– Мадемуазель Фаншетта! – закричал привратник.
– Я несу деду козырек, – ответила девочка. И шумный, смеющийся вихрь бросился вдогонку за полковником, потрясая зеленым шелковым козырьком.
Но у поворота на улицу Терезы вихрь остановился.
Вне всякого сомнения, козырек, зонтик и деревянные башмаки достойно украшают старость. Полковника в квартале знали. Все лавочники почтительно здоровались с ним.
Мадемуазель Фаншетта с серьезным видом следовала на некотором расстоянии за стариком и его спутником.
На вопросительные взгляды лавочников она скромно отвечала:
– Я несу дедов козырек.
Комната господина Лекока была в том же состоянии, что и раньше; ключ он брал с собой. Прошел уже час с тех пор, как Андре Мэйнотт лишился сознания; но распростертый на кровати, он по-прежнему не шевелился. Склонившись над его рукой, полковник нащупал пульс.
– Крепкий парень! – проговорил он. – В тот день, когда я подсунул ему боевую рукавицу вместе с кучей старых железяк, он мне сказал: «Две недели потружусь и заработаю тысячу экю…» Вот дьявол!
Он отпустил руку Андре, которая безжизненно упала, и с улыбкой взрослого ребенка заявил:
– Да, дело с боевой рукавицей – это высокий класс!.. Долго готовили… и ловко сработали, а, Приятель?
– Никто бы не смог сделать лучше, – убежденно ответил господин Лекок.
Затем, взяв, в свою очередь, руку Андре, он спросил:
– Вы думаете, выкарабкается?
– Самостоятельно – нет, – холодно произнес полковник.
Наступило молчание.
– Сколько вы даете ему времени? – задал еще один вопрос господин Лекок.
Старик вынул массивные часы – видимо, эпохи Людовика XVI.

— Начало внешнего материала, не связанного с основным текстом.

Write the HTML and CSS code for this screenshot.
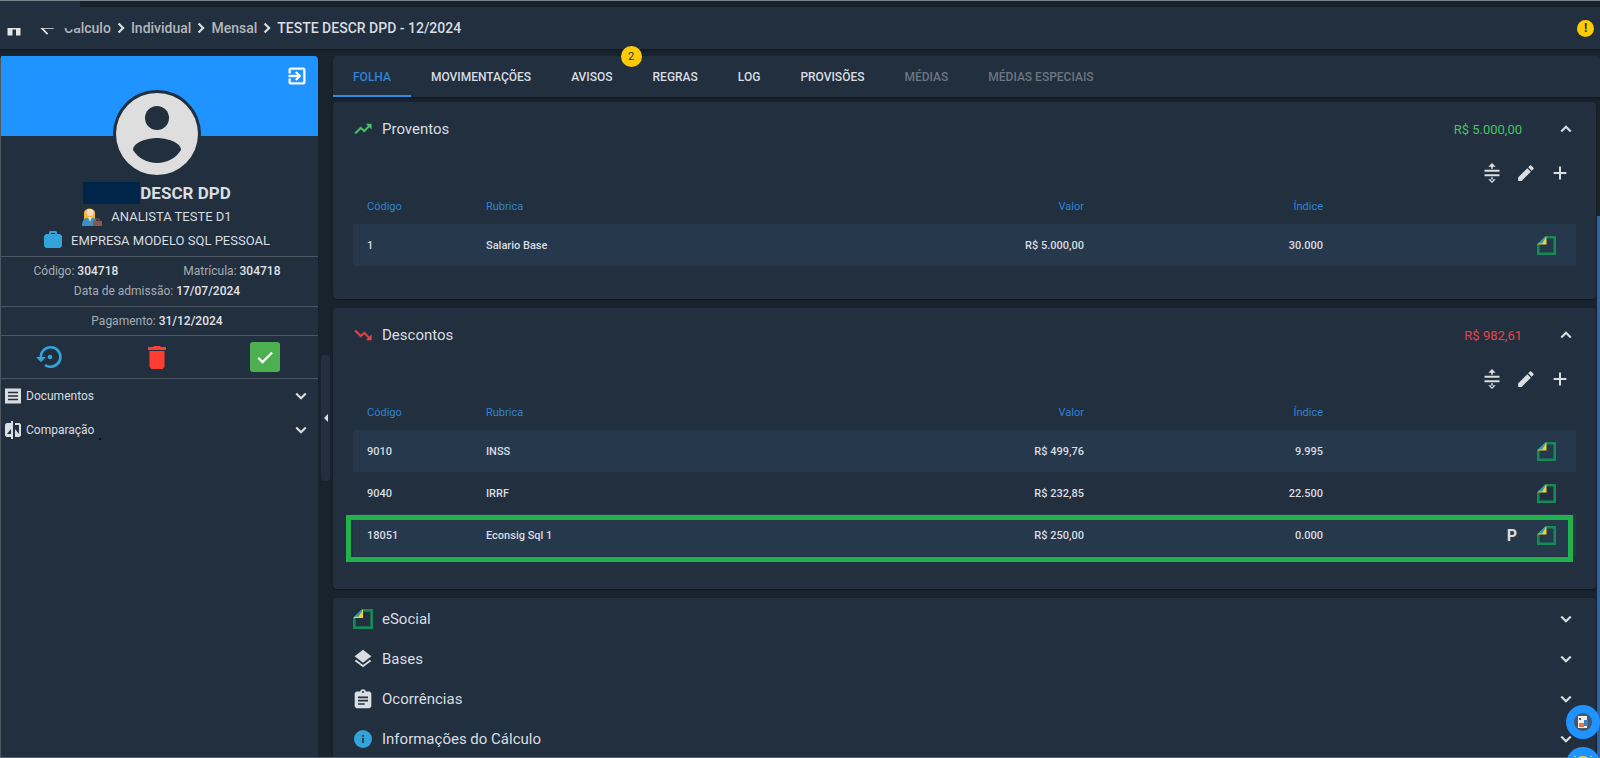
FILE: index.html
```html
<!DOCTYPE html>
<html lang="pt-BR">
<head>
    <meta charset="UTF-8">
    <meta name="viewport" content="width=device-width, initial-scale=1.0">
    <title>Cálculo Individual</title>
    <link rel="stylesheet" href="styles.css">
</head>
<body>
    <!-- Shared icons -->
    <svg class="sprite" width="0" height="0">
        <symbol id="down" viewBox="0 0 24 24"><path d="M7.200 8.200 12 13l4.800-4.800L18.600 10 12 16.600 5.400 10z"/></symbol>
        <symbol id="up" viewBox="0 0 24 24"><path d="M7.200 15.800 12 11l4.800 4.800 1.800-1.800L12 7.400 5.400 14z"/></symbol>
        <symbol id="right" viewBox="0 0 24 24"><path d="M5.500 4.400 8.600 1.300 19.300 12 8.600 22.700l-3.100-3.100 7.600-7.600z"/></symbol>
        <symbol id="expand" viewBox="0 0 24 24"><path d="M3 8h18v2.600H3zM3 13.400h18V16H3zM11 2.500h2V7h-2zM11 17h2v4.500h-2zM12 0l4.500 4.500H7.500zM12 24l4.500-4.500H7.500z"/></symbol>
        <symbol id="edit" viewBox="0 0 24 24"><path d="M2.500 17.300V21.500h4.200L17.800 10.400l-4.200-4.200zM21 7.200c.4-.4.4-1 0-1.400l-2.800-2.800c-.4-.4-1-.4-1.400 0l-2.200 2.200 4.200 4.200z"/></symbol>
        <symbol id="add" viewBox="0 0 24 24"><path d="M19.700 13.200h-6.500v6.500h-2.400v-6.500H4.300v-2.400h6.500V4.300h2.400v6.500h6.500z"/></symbol>
        <symbol id="esocial" viewBox="0 0 18 18">
            <path d="M9 1.200h7.800v15.600H1.200V8" fill="none" stroke="#148a55" stroke-width="2.400"/>
            <path d="M9 0v8H0z" fill="#f2d32c"/>
            <path d="M1 7 8 0v2L5 7z" fill="#2a9bb0"/>
        </symbol>
    </svg>

    <header class="topbar">
        <a href="#" class="home" aria-label="Início"><svg class="icon-16" viewBox="0 0 16 16"><path d="M8 0 16 7h-1.500v8.500H10V9.500H6.500v6H1.500V7H0z"/></svg></a>
        <a href="#" class="back" aria-label="Voltar"><svg class="icon-20" viewBox="0 0 24 24"><path d="M20 11H7.800l5.600-5.600L12 4l-8 8 8 8 1.400-1.400L7.800 13H20z"/></svg></a>
        <nav class="breadcrumb">
            <a href="#">Cálculo</a>
            <svg><use href="#right"/></svg>
            <a href="#">Individual</a>
            <svg><use href="#right"/></svg>
            <a href="#">Mensal</a>
            <svg><use href="#right"/></svg>
            <span class="current">TESTE DESCR DPD - 12/2024</span>
        </nav>
        <button class="alert" aria-label="Alertas">!</button>
        <div class="topbar-cover"></div>
    </header>

    <div class="layout">
        <aside class="sidebar">
            <div class="cover">
                <button class="exit" aria-label="Sair"><svg viewBox="0 0 24 24"><path d="M10.100 15.600 11.500 17l5-5-5-5-1.400 1.400L12.700 11H3v2h9.700zM19 3H5a2 2 0 0 0-2 2v4h2V5h14v14H5v-4H3v4a2 2 0 0 0 2 2h14a2 2 0 0 0 2-2V5a2 2 0 0 0-2-2z" stroke="currentColor" stroke-width=".5"/></svg></button>
            </div>
            <div class="person">
                <div class="avatar">
                    <svg viewBox="0 0 82 82">
                        <circle cx="41" cy="41" r="41" fill="#dedede"/>
                        <circle cx="41" cy="25" r="12" fill="#212f3f"/>
                        <path d="M17 57c0-8 15-12 24-12s24 4 24 12c-5 8-14 13-24 13S22 65 17 57z" fill="#212f3f"/>
                    </svg>
                </div>
                <h1><span class="mask"></span>DESCR DPD</h1>
                <p>
                    <svg class="worker" viewBox="0 0 20 20">
                        <path d="M2 14V6a6 6 0 0 1 11 0v8z" fill="#f5b52e"/>
                        <circle cx="8" cy="6.500" r="3.500" fill="#fbd9c2"/>
                        <path d="M0 20c0-5 2-8 5-8h6c3 0 4 3 4 8z" fill="#3c8fc0"/>
                        <path d="M6 11h4l-2 5z" fill="#fbd9c2"/>
                        <path d="M11 15h9v5h-9z" fill="#8f5546"/>
                        <path d="M13 15v-2h4v2" fill="none" stroke="#8f5546"/>
                    </svg>
                    ANALISTA TESTE D1
                </p>
                <p>
                    <svg class="company" viewBox="0 0 18 18"><path d="M5 3V1l1-1h6l1 1v2h3l2 2v10l-2 2H2l-2-2V5l2-2zm2 0h4V2H7z" fill="#33a3d9"/></svg>
                    EMPRESA MODELO SQL PESSOAL
                </p>
            </div>
            <div class="details">
                <div class="pair"><span>Código: <b>304718</b></span><span>Matrícula: <b>304718</b></span></div>
                <div>Data de admissão: <b>17/07/2024</b></div>
            </div>
            <div class="payment">Pagamento: <b>31/12/2024</b></div>
            <div class="actions">
                <button aria-label="Recalcular"><svg class="restore" viewBox="0 0 24 24"><path d="M14 12a2 2 0 1 0-4 0 2 2 0 0 0 4 0zM12.500 2.500a9.500 9.500 0 0 0-9.500 9.500H0l4.300 4.500L8.500 12H5.300a7.200 7.200 0 1 1 3.100 5.900L7 19.700A9.500 9.500 0 1 0 12.500 2.500z"/></svg></button>
                <button aria-label="Excluir"><svg class="trash" viewBox="0 0 18 23"><path d="M0 1h5l1-1h6l1 1h5v3H0zM1.500 5h15v16l-2 2h-11l-2-2z"/></svg></button>
                <button class="confirm" aria-label="Confirmar"><svg class="icon-20" viewBox="0 0 24 24"><path d="M9 16.200 4.800 12l-1.900 1.900L9 20 21.500 7.500l-1.900-1.900z"/></svg></button>
            </div>
            <div class="menu">
                <button>
                    <svg class="icon-16" viewBox="0 0 16 16"><path d="M0 0l1 1 1-1 1 1 1-1 1 1 1-1 1 1 1-1 1 1 1-1 1 1 1-1 1 1 1-1 1 1 1-1v16l-1-1-1 1-1-1-1 1-1-1-1 1-1-1-1 1-1-1-1 1-1-1-1 1-1-1-1 1-1-1-1 1z"/><path d="M3 4.500h10M3 8h10M3 11.500h10" stroke="#212f3f" stroke-width="1.500"/></svg>
                    Documentos
                    <svg class="icon-20 chevron"><use href="#down"/></svg>
                </button>
                <button>
                    <svg class="icon-16 compare" viewBox="0 0 16 18"><path d="M6 2H1.500L0 3.500v11L1.500 16H6v2h2V0H6zm0 11H2l4-5zM10 2v2h4v9l-4-5v8h4.500l1.500-1.500v-11L14.500 2z"/></svg>
                    Comparação
                    <span class="dot"></span>
                    <svg class="icon-20 chevron"><use href="#down"/></svg>
                </button>
            </div>
        </aside>

        <button class="collapse" aria-label="Recolher"><svg viewBox="0 0 4 8"><path d="M4 0v8L0 4z"/></svg></button>

        <main class="content">
            <nav class="tabs">
                <button class="active">FOLHA</button>
                <button>MOVIMENTAÇÕES</button>
                <button>AVISOS<span class="badge">2</span></button>
                <button>REGRAS</button>
                <button>LOG</button>
                <button>PROVISÕES</button>
                <button disabled>MÉDIAS</button>
                <button disabled>MÉDIAS ESPECIAIS</button>
            </nav>

            <section class="card">
                <div class="card-header">
                    <svg class="card-icon green" viewBox="0 0 24 24"><path d="m16 6 2.300 2.300-4.900 4.900-4-4L2 16.600 3.400 18l6-6 4 4 6.300-6.300L22 12V6z" stroke="currentColor" stroke-width=".6"/></svg>
                    <h2>Proventos</h2>
                    <span class="amount green">R$ 5.000,00</span>
                    <button aria-label="Recolher"><svg class="icon-20"><use href="#up"/></svg></button>
                </div>
                <div class="toolbar">
                    <button aria-label="Expandir linhas"><svg class="icon-20"><use href="#expand"/></svg></button>
                    <button aria-label="Editar"><svg class="icon-20"><use href="#edit"/></svg></button>
                    <button aria-label="Adicionar"><svg class="icon-20"><use href="#add"/></svg></button>
                </div>
                <table>
                    <thead>
                        <tr><th class="code">Código</th><th>Rubrica</th><th class="num">Valor</th><th class="num">Índice</th><th class="flags"></th></tr>
                    </thead>
                    <tbody>
                        <tr><td>1</td><td>Salario Base</td><td class="num">R$ 5.000,00</td><td class="num">30.000</td><td class="flags"><svg><use href="#esocial"/></svg></td></tr>
                    </tbody>
                </table>
            </section>

            <section class="card">
                <div class="card-header">
                    <svg class="card-icon red" viewBox="0 0 24 24"><path d="m16 18 2.300-2.300-4.900-4.900-4 4L2 7.400 3.400 6l6 6 4-4 6.300 6.300L22 12v6z" stroke="currentColor" stroke-width=".6"/></svg>
                    <h2>Descontos</h2>
                    <span class="amount red">R$ 982,61</span>
                    <button aria-label="Recolher"><svg class="icon-20"><use href="#up"/></svg></button>
                </div>
                <div class="toolbar">
                    <button aria-label="Expandir linhas"><svg class="icon-20"><use href="#expand"/></svg></button>
                    <button aria-label="Editar"><svg class="icon-20"><use href="#edit"/></svg></button>
                    <button aria-label="Adicionar"><svg class="icon-20"><use href="#add"/></svg></button>
                </div>
                <div class="table-wrap">
                    <table>
                        <thead>
                            <tr><th class="code">Código</th><th>Rubrica</th><th class="num">Valor</th><th class="num">Índice</th><th class="flags"></th></tr>
                        </thead>
                        <tbody>
                            <tr><td>9010</td><td>INSS</td><td class="num">R$ 499,76</td><td class="num">9.995</td><td class="flags"><svg><use href="#esocial"/></svg></td></tr>
                            <tr><td>9040</td><td>IRRF</td><td class="num">R$ 232,85</td><td class="num">22.500</td><td class="flags"><svg><use href="#esocial"/></svg></td></tr>
                            <tr><td>18051</td><td>Econsig Sql 1</td><td class="num">R$ 250,00</td><td class="num">0.000</td><td class="flags"><b>P</b><svg><use href="#esocial"/></svg></td></tr>
                        </tbody>
                    </table>
                    <div class="highlight"></div>
                </div>
            </section>

            <section class="card accordion">
                <button>
                    <svg class="card-icon"><use href="#esocial"/></svg>
                    eSocial
                    <svg class="icon-20 chevron"><use href="#down"/></svg>
                </button>
                <button>
                    <svg class="card-icon" viewBox="0 0 24 24"><path d="m12 19.300-8.200-6.400L2 14.300l10 7.700 10-7.700-1.800-1.400zM12 16.500l10-7.700L12 1 2 8.800z"/></svg>
                    Bases
                    <svg class="icon-20 chevron"><use href="#down"/></svg>
                </button>
                <button>
                    <svg class="card-icon" viewBox="0 0 24 24"><path d="M20 3h-4.500a3.600 3.600 0 0 0-7 0H4L2 5v16l2 2h16l2-2V5zm-8-.5a1.200 1.200 0 1 1 0 2.400 1.200 1.200 0 0 1 0-2.400zM14 19H6v-2h8zm4-4H6v-2h12zm0-4H6V9h12z"/></svg>
                    Ocorrências
                    <svg class="icon-20 chevron"><use href="#down"/></svg>
                </button>
                <button>
                    <svg class="card-icon" viewBox="0 0 20 20"><circle cx="10" cy="10" r="9" fill="#33a3d9"/><path d="M9.200 9h1.600v5H9.200zM9.200 6h1.600v1.700H9.200z" fill="#212f3f"/></svg>
                    Informações do Cálculo
                    <svg class="icon-20 chevron"><use href="#down"/></svg>
                </button>
            </section>
        </main>
    </div>

    <div class="scroll-thumb"></div>

    <div class="fabs">
        <button aria-label="Relatório">
            <svg viewBox="0 0 18 18"><circle cx="9" cy="9" r="9" fill="#45576a"/><path d="M4 3h9v12H4z" fill="#eee"/><path d="M5 5h2v2H5z" fill="#555"/><path d="M5 10h5v4H5z" fill="#e8763a"/><path d="M10 7h4v6h-4z" fill="#3a7fc0"/></svg>
        </button>
        <button aria-label="Ajuda">
            <svg viewBox="0 0 18 18"><circle cx="9" cy="9" r="8" fill="#e6d250"/><path d="M0 1l2 1M18 1l-2 1" stroke="#e6d250"/></svg>
        </button>
    </div>
</body>
</html>
```
FILE: styles.css
```css
* {
    box-sizing: border-box;
}
body {
    margin: 0;
    height: 100vh;
    overflow: hidden;
    display: flex;
    flex-direction: column;
    background-color: #19232d;
    color: #dadde1;
    font-family: Roboto, Arial, sans-serif;
    font-size: 13px;
    border-top: 1px solid #78828a;
    border-bottom: 1px solid #59636e;
}
button {
    background: none;
    border: none;
    padding: 0;
    color: inherit;
    font: inherit;
    cursor: pointer;
}
svg {
    display: block;
    flex: none;
    fill: currentColor;
}
h1, h2, p {
    margin: 0;
}
.sprite {
    position: absolute;
}
.icon-16 {
    width: 16px;
    height: 16px;
}
.icon-20 {
    width: 20px;
    height: 20px;
}
.green {
    color: #4bc461;
}
.red {
    color: #e9434a;
}

/* Top bar */
.topbar {
    position: relative;
    flex: none;
    display: flex;
    align-items: center;
    height: 42px;
    margin-top: 6px;
    padding: 0 6px;
    background-color: #212f3f;
    box-shadow: 0 1px 2px #10171e;
}
.topbar a {
    color: #b4b7ba;
    text-decoration: none;
}
.topbar .home, .topbar .back {
    color: #e4e4e4;
}
.back {
    margin: 0 7px 0 15px;
}
.breadcrumb {
    display: flex;
    align-items: center;
    gap: 4px;
    font-size: 14px;
    font-weight: 500;
}
.breadcrumb svg {
    width: 12px;
    height: 12px;
}
.alert {
    width: 17px;
    height: 17px;
    margin-left: auto;
    border-radius: 50%;
    background-color: #ffcb05;
    color: #212f3f;
    font-size: 12px;
    font-weight: bold;
}
/* Hides the top left corner of the bar */
.topbar-cover {
    position: absolute;
    left: 0;
    top: -7px;
    width: 80px;
    height: 28px;
    background-color: #212f3f;
}

.layout {
    flex: 1;
    display: flex;
    min-height: 0;
    padding: 7px 4px 0 0;
}

/* Sidebar */
.sidebar {
    width: 318px;
    flex: none;
    background-color: #212f3f;
    border-left: 1px solid #4b5661;
    border-radius: 4px 4px 0 0;
    text-align: center;
}
.cover {
    display: flex;
    justify-content: flex-end;
    align-items: flex-start;
    height: 80px;
    padding: 9px 10px;
    background-color: #1f93ff;
    border-radius: 0 4px 0 0;
    color: white;
}
.exit svg {
    width: 22px;
    height: 22px;
}
.avatar {
    width: 88px;
    height: 88px;
    margin: -46px auto 4px;
    padding: 3px;
    border-radius: 50%;
    background-color: #212f3f;
    position: relative;
}
.person {
    padding: 0 5px 4px 0;
    border-bottom: 1px solid #4b5661;
}
.person h1 {
    display: flex;
    justify-content: center;
    font-size: 17px;
    line-height: 22px;
}
.person p {
    display: flex;
    justify-content: center;
    align-items: center;
    gap: 9px;
    height: 24px;
}
.mask {
    width: 57px;
    height: 22px;
    background-color: #00254b;
}
.worker {
    width: 20px;
    height: 20px;
}
.company {
    width: 18px;
    height: 18px;
}
.details, .payment {
    padding: 4px 5px 4px 0;
    border-bottom: 1px solid #4b5661;
    color: #a7adb4;
    font-size: 12px;
    line-height: 20px;
}
.details {
    padding-bottom: 5px;
}
.details b, .payment b {
    color: #e0e4e8;
    font-weight: 500;
}
.pair {
    display: flex;
    justify-content: space-around;
}
.actions {
    display: flex;
    justify-content: space-between;
    align-items: center;
    height: 43px;
    padding: 0 38px 0 35px;
    border-bottom: 1px solid #4b5661;
}
.restore {
    width: 28px;
    height: 28px;
    color: #33a3d9;
}
.trash {
    width: 18px;
    height: 23px;
    color: #ff3d32;
}
.confirm {
    display: flex;
    align-items: center;
    justify-content: center;
    width: 30px;
    height: 30px;
    border-radius: 3px;
    background-color: #4caf50;
    color: white;
}
.menu button {
    display: flex;
    align-items: center;
    gap: 5px;
    width: 100%;
    height: 34px;
    padding: 0 7px 0 4px;
    font-size: 12px;
}
.menu .compare {
    height: 18px;
}
.dot {
    width: 2px;
    height: 2px;
    margin-top: 18px;
    background-color: #05080b;
}
.chevron {
    margin-left: auto;
}
.collapse {
    display: flex;
    align-items: center;
    justify-content: center;
    flex: none;
    width: 9px;
    height: 126px;
    margin: 299px 3px 0;
    border-radius: 4px;
    background-color: #212f3f;
}
.collapse svg {
    width: 4px;
    height: 8px;
}

/* Content */
.content {
    flex: 1;
    min-width: 0;
}
.tabs {
    display: flex;
    height: 41px;
    margin-right: -4px;
    background-color: #212f3f;
    border-radius: 4px 4px 0 0;
    box-shadow: 0 1px 2px #10171e;
}
.tabs button {
    position: relative;
    padding: 0 20px;
    font-size: 12px;
    font-weight: 500;
}
.tabs .active {
    color: #2f83d6;
    border-bottom: 2px solid #2f8de6;
    padding-top: 2px;
}
.tabs button:disabled {
    color: #6c7680;
}
.badge {
    position: absolute;
    top: -10px;
    right: -9px;
    width: 21px;
    border-radius: 50%;
    background-color: #ffcb05;
    color: #212f3f;
    font-size: 11px;
    font-weight: normal;
    line-height: 21px;
}
.card {
    margin-bottom: 9px;
    padding: 7px 20px 33px;
    background-color: #212f3f;
    border-radius: 4px;
    box-shadow: 0 1px 2px #10171e;
}
.tabs + .card {
    margin-top: 5px;
}
.card-header {
    display: flex;
    align-items: center;
    height: 40px;
}
.card-icon {
    width: 20px;
    height: 20px;
    margin-right: 9px;
}
.card-header h2, .accordion button {
    font-size: 15px;
    font-weight: normal;
}
.amount {
    margin: 0 34px 0 auto;
}
.toolbar {
    display: flex;
    justify-content: flex-end;
    gap: 14px;
    padding: 14px 6px 14px 0;
}
table {
    width: 100%;
    border-collapse: collapse;
    table-layout: fixed;
    font-size: 11px;
}
th, td {
    padding: 0 14px;
    text-align: left;
    font-weight: 500;
}
th {
    height: 27px;
    padding-bottom: 8px;
    color: #2f83d6;
    font-weight: normal;
}
td {
    height: 42px;
}
tbody tr:nth-child(odd) {
    background-color: #26384c;
}
th.code {
    width: 119px;
}
.num {
    text-align: right;
}
th.num, th.flags {
    width: 239px;
}
td.flags {
    padding-right: 20px;
    text-align: right;
}
td.flags svg {
    display: inline-block;
    width: 19px;
    height: 19px;
    vertical-align: middle;
}
td.flags b {
    margin-right: 20px;
    font-size: 16px;
    vertical-align: middle;
}
.table-wrap {
    position: relative;
}
/* Frame around the last row */
.highlight {
    position: absolute;
    left: -7px;
    right: 3px;
    bottom: -6px;
    height: 47px;
    border: 5px solid #22b24c;
}
.accordion {
    padding: 1px 20px;
}
.accordion button {
    display: flex;
    align-items: center;
    width: 100%;
    height: 40px;
}

.scroll-thumb {
    position: fixed;
    top: 216px;
    right: 0;
    bottom: 1px;
    width: 3px;
    background-color: #2a65a8;
}
.fabs {
    position: fixed;
    top: 705px;
    right: 0;
    display: flex;
    flex-direction: column;
    gap: 8px;
}
.fabs button {
    display: flex;
    align-items: center;
    justify-content: center;
    width: 34px;
    height: 34px;
    border-radius: 50%;
    background-color: #1f93ff;
}
.fabs svg {
    width: 18px;
    height: 18px;
}
```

– Сегодня утром ко мне приходил доктор, – медленно проговорил он. – Этот милейший человек заявил, что для излечения моей астмы требуется время! Покинув меня, он отправился в почтовой карете в Фонтенбло, куда его вызвал господин Вилель… Ты пойдешь к доктору домой, скажешь, что твоему другу необходим врач; пошумишь, устроишь скандал, дождешься его возвращения и примчишься с ним сюда во весь опор…
– Будет слишком поздно! – проговорил несколько сникший Лекок.
– Увы, да! – тихо ответил полковник. – Пошли!
– Но, – заметил господин Лекок, – нужно будет засвидетельствовать смерть.
– Но ведь ты приведешь доктора…
– А официальная регистрация? Полковник довольно улыбнулся.
– И что вы будете делать, когда я вас покину, мои бедные дети? – воскликнул он. – Ведь вы удивительно несообразительны! Вот ты уже и захныкал, а, Тулонец? Успокойся; я снова все беру на себя: это будет мое последнее дело.
Так решилась судьба Андре Мэйнотта. Старик и молодой человек отошли от кровати; полковник опирался на руку господина Лекока – но тот вдруг остановился и, побледнев, спросил:
– Вы слышите?
В передней с грохотом упал стул.
Тяжелые веки полковника задрожали; в его холодных глазах сверкнули искры, и он громко, с явным состраданием произнес:
– За доктором, мой мальчик, и немедля! Даст Бог, не опоздаем!
Эти слова были предназначены для тех, кто подслушивал в коридоре. Господин Лекок, очень взволнованный, спросил:
– Кто там?
Ответом ему стал взрыв смеха, того самого громкого, заливистого смеха, который мы уже слышали на лестнице дома на улице Терезы. Лекок нахмурил брови; полковник попятился с раскрытым ртом.
В один голос они воскликнули:
– Фаншетта!
Дверь в переднюю внезапно распахнулась. На пороге появилась девочка с глазами, полными отваги и любопытства, с высоко поднятой непокорной головой. Ее взгляд пробежал по комнате.
– Мой добрый дедушка, – произнесла она насмешливо-нежно и вместе с тем дерзко-шаловливо, – я принесла тебе козырек.
Потом, вбежав в комнату, она добавила:
– Я никогда не видела мертвецов… Скажи, ты мне покажешь покойника, мой добрый дедушка?